• Data
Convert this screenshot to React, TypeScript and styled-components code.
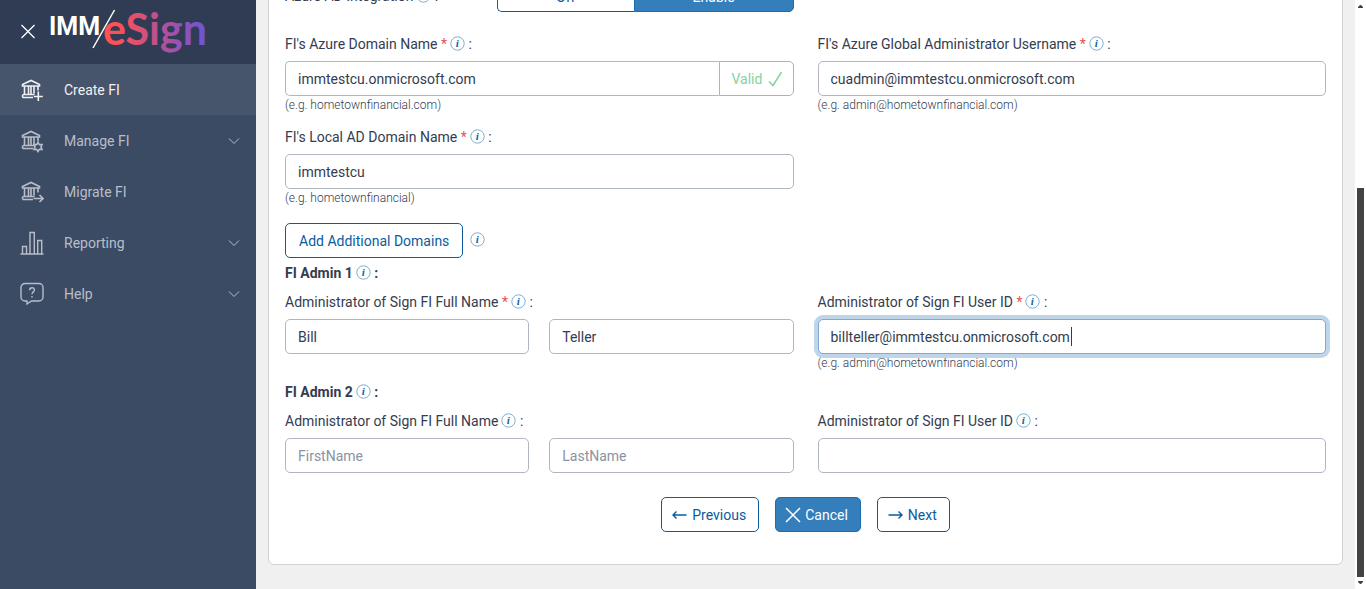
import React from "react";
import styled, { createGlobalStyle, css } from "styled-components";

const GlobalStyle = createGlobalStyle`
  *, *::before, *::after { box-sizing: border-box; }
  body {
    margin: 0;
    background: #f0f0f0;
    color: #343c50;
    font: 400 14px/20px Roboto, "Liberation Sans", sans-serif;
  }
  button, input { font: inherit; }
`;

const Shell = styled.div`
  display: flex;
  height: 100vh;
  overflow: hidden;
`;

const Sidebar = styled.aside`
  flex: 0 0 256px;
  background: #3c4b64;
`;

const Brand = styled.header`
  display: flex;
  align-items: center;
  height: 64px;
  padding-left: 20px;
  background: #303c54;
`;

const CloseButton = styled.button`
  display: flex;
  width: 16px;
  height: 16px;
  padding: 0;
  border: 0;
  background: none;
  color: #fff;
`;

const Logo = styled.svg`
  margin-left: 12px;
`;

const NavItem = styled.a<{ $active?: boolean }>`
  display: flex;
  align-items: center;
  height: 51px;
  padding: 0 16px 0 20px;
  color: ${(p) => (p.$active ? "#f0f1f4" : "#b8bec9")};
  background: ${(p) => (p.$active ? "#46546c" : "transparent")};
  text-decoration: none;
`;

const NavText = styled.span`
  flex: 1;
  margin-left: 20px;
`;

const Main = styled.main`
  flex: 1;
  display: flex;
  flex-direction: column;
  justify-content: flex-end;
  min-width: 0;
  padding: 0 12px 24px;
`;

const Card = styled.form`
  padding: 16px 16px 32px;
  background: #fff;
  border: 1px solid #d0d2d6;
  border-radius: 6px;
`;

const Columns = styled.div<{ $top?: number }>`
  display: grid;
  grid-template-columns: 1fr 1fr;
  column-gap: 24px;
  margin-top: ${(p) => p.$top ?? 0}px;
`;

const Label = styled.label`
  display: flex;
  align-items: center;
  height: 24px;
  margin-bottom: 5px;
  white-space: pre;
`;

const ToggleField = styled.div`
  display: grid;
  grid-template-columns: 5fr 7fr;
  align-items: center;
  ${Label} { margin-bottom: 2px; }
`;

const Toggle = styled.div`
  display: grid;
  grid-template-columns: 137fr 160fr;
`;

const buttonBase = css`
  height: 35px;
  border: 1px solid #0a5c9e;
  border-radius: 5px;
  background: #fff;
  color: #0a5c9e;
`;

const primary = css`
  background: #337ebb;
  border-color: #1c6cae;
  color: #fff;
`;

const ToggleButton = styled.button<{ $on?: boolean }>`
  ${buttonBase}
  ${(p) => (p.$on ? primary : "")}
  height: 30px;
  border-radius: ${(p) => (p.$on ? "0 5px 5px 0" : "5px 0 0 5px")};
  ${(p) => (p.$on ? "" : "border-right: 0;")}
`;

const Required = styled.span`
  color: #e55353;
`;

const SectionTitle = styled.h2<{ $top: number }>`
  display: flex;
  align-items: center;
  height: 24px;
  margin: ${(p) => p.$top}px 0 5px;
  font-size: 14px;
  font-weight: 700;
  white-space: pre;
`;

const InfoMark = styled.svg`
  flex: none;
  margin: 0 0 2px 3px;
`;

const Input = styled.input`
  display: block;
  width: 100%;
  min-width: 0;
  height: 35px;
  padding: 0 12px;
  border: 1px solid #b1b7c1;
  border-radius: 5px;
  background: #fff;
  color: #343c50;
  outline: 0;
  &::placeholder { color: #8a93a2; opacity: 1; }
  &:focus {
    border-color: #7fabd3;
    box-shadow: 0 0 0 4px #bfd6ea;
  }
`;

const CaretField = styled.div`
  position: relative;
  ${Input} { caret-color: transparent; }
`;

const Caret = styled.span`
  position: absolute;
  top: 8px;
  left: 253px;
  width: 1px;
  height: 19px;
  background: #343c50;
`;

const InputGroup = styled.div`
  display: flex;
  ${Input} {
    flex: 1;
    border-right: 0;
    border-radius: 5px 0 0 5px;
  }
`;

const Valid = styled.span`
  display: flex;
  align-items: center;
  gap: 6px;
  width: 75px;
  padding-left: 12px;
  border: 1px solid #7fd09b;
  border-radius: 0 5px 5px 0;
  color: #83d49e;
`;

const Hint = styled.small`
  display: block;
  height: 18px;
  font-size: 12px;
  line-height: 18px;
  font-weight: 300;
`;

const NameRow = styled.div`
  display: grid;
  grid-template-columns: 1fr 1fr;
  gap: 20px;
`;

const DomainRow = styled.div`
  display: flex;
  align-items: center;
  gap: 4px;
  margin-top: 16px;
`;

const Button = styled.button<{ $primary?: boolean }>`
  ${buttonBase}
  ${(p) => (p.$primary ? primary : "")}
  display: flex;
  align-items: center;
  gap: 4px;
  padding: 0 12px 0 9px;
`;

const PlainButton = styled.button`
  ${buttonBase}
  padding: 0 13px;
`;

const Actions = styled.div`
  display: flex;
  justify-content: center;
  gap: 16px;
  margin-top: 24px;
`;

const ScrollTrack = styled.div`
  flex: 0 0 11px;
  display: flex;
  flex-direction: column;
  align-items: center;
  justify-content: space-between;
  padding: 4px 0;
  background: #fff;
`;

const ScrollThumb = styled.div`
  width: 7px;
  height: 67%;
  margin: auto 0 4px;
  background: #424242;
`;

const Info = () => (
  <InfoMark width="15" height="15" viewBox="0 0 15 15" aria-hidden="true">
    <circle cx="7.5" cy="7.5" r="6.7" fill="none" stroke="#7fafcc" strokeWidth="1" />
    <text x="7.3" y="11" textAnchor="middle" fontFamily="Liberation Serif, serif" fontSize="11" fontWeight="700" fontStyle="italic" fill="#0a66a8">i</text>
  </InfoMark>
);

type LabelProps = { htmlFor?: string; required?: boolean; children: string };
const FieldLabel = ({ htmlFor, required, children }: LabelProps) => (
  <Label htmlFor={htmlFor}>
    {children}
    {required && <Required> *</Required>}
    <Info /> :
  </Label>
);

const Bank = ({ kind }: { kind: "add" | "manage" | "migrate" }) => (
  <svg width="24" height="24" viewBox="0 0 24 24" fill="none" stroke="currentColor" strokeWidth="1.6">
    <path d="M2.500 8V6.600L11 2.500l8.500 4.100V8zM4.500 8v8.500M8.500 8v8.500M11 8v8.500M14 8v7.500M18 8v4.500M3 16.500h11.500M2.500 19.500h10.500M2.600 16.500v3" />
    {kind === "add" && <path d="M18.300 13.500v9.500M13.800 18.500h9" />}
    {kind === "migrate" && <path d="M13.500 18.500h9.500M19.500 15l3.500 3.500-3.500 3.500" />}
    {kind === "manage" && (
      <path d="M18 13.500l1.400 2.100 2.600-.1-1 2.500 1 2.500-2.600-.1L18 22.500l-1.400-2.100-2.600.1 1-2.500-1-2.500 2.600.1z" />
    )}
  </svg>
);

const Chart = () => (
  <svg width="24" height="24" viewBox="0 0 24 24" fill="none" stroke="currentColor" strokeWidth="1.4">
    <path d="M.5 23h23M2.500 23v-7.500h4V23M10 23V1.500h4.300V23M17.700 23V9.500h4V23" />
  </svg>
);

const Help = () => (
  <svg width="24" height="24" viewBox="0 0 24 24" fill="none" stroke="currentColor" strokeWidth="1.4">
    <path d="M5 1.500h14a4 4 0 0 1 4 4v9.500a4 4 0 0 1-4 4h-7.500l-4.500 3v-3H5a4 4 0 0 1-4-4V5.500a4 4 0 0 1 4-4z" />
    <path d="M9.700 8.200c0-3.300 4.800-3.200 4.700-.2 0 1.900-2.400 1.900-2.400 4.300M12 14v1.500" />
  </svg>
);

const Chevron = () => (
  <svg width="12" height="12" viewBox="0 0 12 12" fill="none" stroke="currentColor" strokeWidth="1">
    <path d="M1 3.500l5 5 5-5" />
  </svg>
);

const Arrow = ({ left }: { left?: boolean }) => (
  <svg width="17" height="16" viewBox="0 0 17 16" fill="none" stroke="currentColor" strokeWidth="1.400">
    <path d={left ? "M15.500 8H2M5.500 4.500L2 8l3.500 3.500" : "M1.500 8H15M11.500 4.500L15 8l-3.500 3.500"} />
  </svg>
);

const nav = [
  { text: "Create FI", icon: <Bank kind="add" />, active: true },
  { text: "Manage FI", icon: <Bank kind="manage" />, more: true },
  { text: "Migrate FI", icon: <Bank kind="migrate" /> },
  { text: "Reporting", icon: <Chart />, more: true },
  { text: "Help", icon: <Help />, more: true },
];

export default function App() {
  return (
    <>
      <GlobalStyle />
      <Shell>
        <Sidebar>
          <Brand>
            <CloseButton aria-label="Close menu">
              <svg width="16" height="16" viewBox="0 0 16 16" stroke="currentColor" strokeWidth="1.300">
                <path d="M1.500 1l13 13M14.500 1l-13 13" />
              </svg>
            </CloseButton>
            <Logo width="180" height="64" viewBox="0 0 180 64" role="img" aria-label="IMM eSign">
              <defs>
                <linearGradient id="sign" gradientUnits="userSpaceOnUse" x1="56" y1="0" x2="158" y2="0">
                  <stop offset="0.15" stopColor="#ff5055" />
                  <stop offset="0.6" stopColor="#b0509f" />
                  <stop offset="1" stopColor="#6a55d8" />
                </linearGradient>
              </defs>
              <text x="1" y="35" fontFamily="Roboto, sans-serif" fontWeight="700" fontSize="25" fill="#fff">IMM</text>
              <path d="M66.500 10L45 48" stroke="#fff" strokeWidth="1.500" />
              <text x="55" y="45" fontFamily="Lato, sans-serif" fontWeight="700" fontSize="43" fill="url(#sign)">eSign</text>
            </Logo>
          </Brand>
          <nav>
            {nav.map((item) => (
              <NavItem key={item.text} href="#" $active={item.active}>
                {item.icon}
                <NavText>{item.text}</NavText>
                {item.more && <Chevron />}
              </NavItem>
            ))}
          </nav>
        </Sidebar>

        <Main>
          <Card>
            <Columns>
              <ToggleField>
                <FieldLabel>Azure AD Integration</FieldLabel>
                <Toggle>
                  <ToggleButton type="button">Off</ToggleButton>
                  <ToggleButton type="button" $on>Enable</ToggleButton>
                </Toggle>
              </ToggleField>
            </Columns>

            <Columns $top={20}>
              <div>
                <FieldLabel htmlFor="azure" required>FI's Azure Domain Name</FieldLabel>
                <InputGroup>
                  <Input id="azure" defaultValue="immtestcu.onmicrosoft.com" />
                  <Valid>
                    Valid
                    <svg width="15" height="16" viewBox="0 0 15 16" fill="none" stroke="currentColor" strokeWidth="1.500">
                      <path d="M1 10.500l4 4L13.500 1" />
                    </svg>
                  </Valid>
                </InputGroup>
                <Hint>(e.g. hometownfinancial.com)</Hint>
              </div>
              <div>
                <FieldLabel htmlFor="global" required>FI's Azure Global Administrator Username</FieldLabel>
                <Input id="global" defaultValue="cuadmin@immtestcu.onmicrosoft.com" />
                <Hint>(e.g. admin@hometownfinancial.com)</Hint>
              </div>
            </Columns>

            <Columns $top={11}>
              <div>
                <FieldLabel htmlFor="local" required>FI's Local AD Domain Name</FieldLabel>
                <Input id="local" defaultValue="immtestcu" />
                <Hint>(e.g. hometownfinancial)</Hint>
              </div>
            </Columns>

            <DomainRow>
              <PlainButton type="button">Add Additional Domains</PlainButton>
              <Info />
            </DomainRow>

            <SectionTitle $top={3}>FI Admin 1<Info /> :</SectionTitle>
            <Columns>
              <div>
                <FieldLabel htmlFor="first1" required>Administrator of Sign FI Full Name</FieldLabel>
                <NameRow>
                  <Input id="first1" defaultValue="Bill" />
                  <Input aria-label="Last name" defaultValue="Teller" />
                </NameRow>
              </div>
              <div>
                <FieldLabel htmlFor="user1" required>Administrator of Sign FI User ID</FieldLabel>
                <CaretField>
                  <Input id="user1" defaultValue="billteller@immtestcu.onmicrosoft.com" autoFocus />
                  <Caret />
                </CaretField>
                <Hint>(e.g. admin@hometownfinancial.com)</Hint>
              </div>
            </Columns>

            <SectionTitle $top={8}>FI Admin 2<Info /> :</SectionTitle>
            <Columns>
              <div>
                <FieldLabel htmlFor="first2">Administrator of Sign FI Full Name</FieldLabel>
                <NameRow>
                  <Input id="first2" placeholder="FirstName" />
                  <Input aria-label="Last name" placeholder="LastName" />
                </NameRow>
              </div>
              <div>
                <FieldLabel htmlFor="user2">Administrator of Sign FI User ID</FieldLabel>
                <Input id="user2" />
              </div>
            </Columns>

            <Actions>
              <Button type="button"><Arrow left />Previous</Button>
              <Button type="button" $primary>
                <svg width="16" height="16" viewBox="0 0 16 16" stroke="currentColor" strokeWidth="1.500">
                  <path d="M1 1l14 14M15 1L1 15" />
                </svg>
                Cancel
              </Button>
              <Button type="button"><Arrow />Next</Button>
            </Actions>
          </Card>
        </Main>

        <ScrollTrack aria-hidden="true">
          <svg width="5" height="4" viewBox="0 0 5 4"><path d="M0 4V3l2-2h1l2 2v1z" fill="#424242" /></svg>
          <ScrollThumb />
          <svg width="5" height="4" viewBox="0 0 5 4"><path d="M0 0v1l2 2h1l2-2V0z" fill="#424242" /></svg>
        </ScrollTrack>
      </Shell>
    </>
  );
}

• Work to complete
Copy all lines from the material that include "components".

• Output of the exercise
Convert this screenshot to React, TypeScript and styled-components code.
import styled, { createGlobalStyle, css } from "styled-components";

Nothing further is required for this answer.